Supriya Sharma
I began my career nearly ten years ago as part of the Mumbai reporting team of NDTV, India's leading television broadcaster. When we were not reporting daily news, most often disasters – train accidents, terror attacks, floods, the aftermath of tsunami – we were looking for newer ways of telling compelling stories of a rapidly changing India.
This took me back and forth between metropolitan India and the rural hinterland to explore a diverse set of stories - child deaths in tribal areas due to chronic hunger; drought, debt and farm crisis; and a special investigation where my camera colleague and I posed as a Muslim couple hunting for an apartment, capturing on hidden camera the prejudices that underlie the cosmopolitan surface of a big city like Mumbai.

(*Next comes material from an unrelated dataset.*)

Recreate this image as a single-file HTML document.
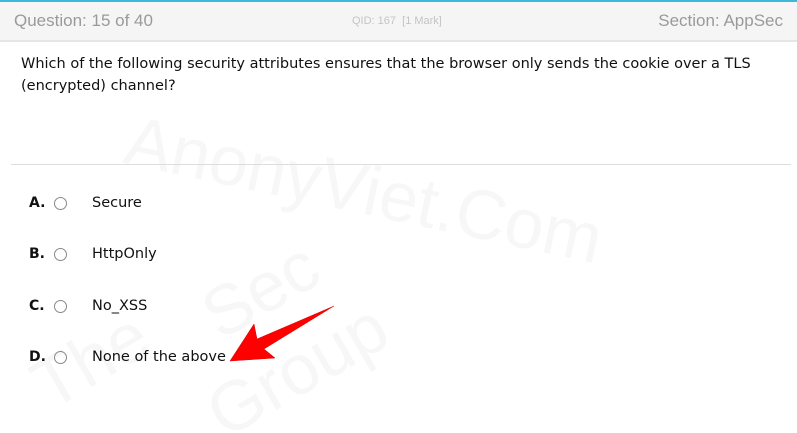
<!DOCTYPE html>
<html><head><meta charset="utf-8"><style>
html,body{margin:0;padding:0;width:797px;height:433px;overflow:hidden;background:#fff;position:relative;font-family:"DejaVu Sans",Verdana,sans-serif;}
.wmbox{position:absolute;left:0;top:0;width:797px;height:433px;overflow:hidden;}
.top{position:absolute;left:0;top:0;width:797px;height:2px;background:#3cb8d8;}
.hdr{position:absolute;left:0;top:2px;width:797px;height:38px;background:#f5f5f5;border-bottom:2px solid #e6e6e6;font-family:"Liberation Sans",Arial,sans-serif;color:#9a9a9a;}
.hdr .l{position:absolute;left:14px;top:9px;font-size:17px;}
.hdr .m{position:absolute;left:352px;top:13px;font-size:11px;color:#c4c4c4;}
.hdr .r{position:absolute;right:14px;top:9px;font-size:17px;}
.q{position:absolute;left:21px;top:53px;font-size:14.5px;line-height:22px;color:#111;width:770px;}
.hr{position:absolute;left:11px;top:164px;width:780px;height:1px;background:#ddd;}
.opt{position:absolute;left:29px;font-size:14px;color:#111;}
.rad{position:absolute;left:54px;width:11px;height:11px;border:1px solid #888;border-radius:50%;}
.txt{position:absolute;left:92px;font-size:14.5px;color:#111;}
.wm{position:absolute;font-family:"Liberation Sans",sans-serif;color:#f7f7f7;}
</style></head><body>
<div class="wmbox">
<div class="wm" style="left:135px;top:100px;font-size:70px;transform:rotate(12deg);transform-origin:left top;">AnonyViet.Com</div>
<div class="wm" style="left:200px;top:250px;font-size:70px;transform:rotate(-30deg);">Sec</div>
<div class="wm" style="left:30px;top:320px;font-size:70px;transform:rotate(-30deg);">The</div>
<div class="wm" style="left:200px;top:330px;font-size:70px;transform:rotate(-30deg);">Group</div>
</div>
<div class="top"></div>
<div class="hdr"><span class="l">Question: 15 of 40</span><span class="m">QID: 167 &nbsp;[1 Mark]</span><span class="r">Section: AppSec</span></div>
<div class="q">Which of the following security attributes ensures that the browser only sends the cookie over a TLS (encrypted) channel?</div>
<div class="hr"></div>
<div class="opt" style="top:195px"><b>A.</b></div><div class="rad" style="top:197px"></div><div class="txt" style="top:195px">Secure</div>
<div class="opt" style="top:246px"><b>B.</b></div><div class="rad" style="top:248px"></div><div class="txt" style="top:246px">HttpOnly</div>
<div class="opt" style="top:298px"><b>C.</b></div><div class="rad" style="top:300px"></div><div class="txt" style="top:298px">No_XSS</div>
<div class="opt" style="top:349px"><b>D.</b></div><div class="rad" style="top:351px"></div><div class="txt" style="top:349px">None of the above</div>
<svg style="position:absolute;left:0;top:0" width="797" height="433"><path d="M230 361 L254 324 L257 339 L334 306 L264 349 L275 358 Z" fill="#f00" stroke="#d00" stroke-width="0.5"/></svg>
</body></html>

In 2005, I found myself following a group of child workers picked up by the police from sweatshops in Mumbai and sent home to Bihar, one of the poorest states of India. This story eventually led me to move to Bihar for a year, cementing my interest in people and places that didn’t quite feature in the grand narrative of India's rise as an economic power.

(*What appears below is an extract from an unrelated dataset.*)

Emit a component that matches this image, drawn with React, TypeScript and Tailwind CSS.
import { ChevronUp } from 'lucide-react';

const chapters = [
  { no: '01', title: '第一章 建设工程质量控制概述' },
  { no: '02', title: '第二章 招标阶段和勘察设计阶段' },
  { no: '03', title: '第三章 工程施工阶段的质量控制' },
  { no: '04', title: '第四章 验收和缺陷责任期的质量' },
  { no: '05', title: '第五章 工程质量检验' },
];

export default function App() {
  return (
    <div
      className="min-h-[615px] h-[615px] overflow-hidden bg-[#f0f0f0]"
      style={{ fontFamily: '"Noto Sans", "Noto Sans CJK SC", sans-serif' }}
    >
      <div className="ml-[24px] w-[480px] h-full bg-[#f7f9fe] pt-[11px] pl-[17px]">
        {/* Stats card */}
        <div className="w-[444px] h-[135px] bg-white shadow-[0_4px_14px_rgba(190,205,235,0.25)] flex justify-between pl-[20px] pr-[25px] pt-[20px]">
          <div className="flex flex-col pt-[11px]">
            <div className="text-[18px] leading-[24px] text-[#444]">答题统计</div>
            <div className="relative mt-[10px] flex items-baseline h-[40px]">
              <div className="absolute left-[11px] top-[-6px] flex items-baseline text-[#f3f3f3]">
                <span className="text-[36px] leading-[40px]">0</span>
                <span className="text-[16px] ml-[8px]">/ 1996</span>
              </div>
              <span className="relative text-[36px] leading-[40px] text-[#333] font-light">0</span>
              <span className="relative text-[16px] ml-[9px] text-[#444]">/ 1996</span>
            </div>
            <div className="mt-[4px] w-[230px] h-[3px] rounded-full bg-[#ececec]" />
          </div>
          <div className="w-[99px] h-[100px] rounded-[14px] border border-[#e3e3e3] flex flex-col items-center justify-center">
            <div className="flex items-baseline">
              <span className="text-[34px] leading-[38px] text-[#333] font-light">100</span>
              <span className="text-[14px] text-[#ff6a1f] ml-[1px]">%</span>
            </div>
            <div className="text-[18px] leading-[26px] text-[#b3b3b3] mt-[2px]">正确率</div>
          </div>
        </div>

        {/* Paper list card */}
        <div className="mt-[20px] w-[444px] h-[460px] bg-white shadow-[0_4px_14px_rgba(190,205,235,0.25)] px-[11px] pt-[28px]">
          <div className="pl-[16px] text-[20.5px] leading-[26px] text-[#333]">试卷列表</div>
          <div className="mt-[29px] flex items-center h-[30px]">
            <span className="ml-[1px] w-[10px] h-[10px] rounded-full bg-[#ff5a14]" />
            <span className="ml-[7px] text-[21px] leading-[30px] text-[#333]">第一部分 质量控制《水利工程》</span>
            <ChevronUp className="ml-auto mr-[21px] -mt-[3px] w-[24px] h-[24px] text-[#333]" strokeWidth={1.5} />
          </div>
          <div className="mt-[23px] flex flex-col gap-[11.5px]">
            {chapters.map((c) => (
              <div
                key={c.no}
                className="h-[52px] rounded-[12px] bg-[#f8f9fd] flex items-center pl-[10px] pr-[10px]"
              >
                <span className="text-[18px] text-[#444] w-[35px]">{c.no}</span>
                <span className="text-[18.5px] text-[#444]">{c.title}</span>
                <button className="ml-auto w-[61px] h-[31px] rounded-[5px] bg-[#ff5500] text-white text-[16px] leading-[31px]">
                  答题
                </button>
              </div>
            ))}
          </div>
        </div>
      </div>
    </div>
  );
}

Two years ago, The Times of India, the most widely read English newspaper in the country, offered me a job as their correspondent in Chhattisgarh, a state besieged by conflict, most notably the violent movement of Maoist rebels, throwing up a complex challenge to Indian democracy. This assignment turned out to be intense and challenging and I am glad to get an opportunity to step back, reflect and write about some of these debates, here at the Reuters Institute.